530 mL solution 10% HCl has been spilt onto the bench. It cannot be diluted or washed away. How much of the granular NaOH from the container seen in a must be used to neutralise the acid? [Using NaOH: MM = 40 g/mol]
1. I have NaOH + HCl --> NaCl + H2O.
10% HCI in a 530ml solution equals to 53grams/molar mass. Therefore 53 g/mol divided by 40g/mol Naoh = 1.325g/mol of NaOH to neutralise the HCL as 1.325g/mol x 40mm of NaOH equals 53g and therefore will neutralise the HCL (53g/mm) as HCI and NaOH have a 1.1 mole ratio.

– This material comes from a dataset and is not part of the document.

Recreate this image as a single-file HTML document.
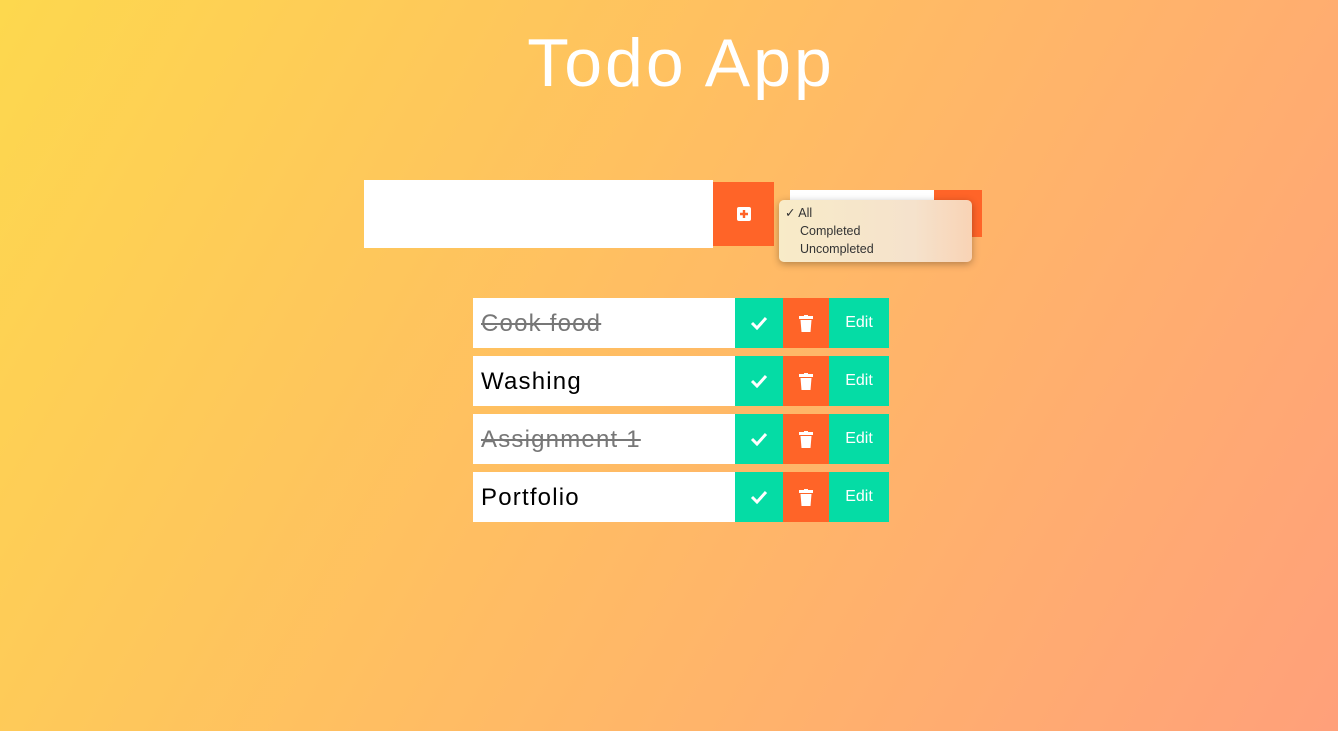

Is this correct if not how do I convert it to grams?
thankyou guys.
No it isn't. Go back and look at that work I did for you last night. You have smatterings right but you've incorrectly interpreted what I wrote in several places.
mols HCl = 53/36.5 = ?
mols NaOH = same as mols HCl because of the 1:1 ratio.
g NaOH = mols NaOH x molar mass NaOH.
The 1.325 is not right either. You have 53 g HCl and not 53 g/mol.
To calculate how much NaOH is needed to neutralize the HCl, you can follow the steps below:
1. Determine the amount of HCl in the 530 mL solution. Since the solution is 10% HCl, you can multiply the volume (530 mL) by the concentration (10%) to find the amount in grams:
530 mL * 10% = 53 grams of HCl
2. Convert the grams of HCl to moles. To do this, divide by the molar mass of HCl:
53 grams / 36.5 g/mol = 1.45 moles of HCl
3. Calculate the moles of NaOH needed to neutralize the HCl. Since the balanced equation between NaOH and HCl is 1:1, the moles of NaOH needed will also be 1.45 moles.
4. Finally, convert the moles of NaOH to grams by multiplying by the molar mass of NaOH:
1.45 moles * 40 g/mol = 58 grams of NaOH
Therefore, approximately 58 grams of NaOH from container A must be used to neutralize the spilled HCl solution on the bench.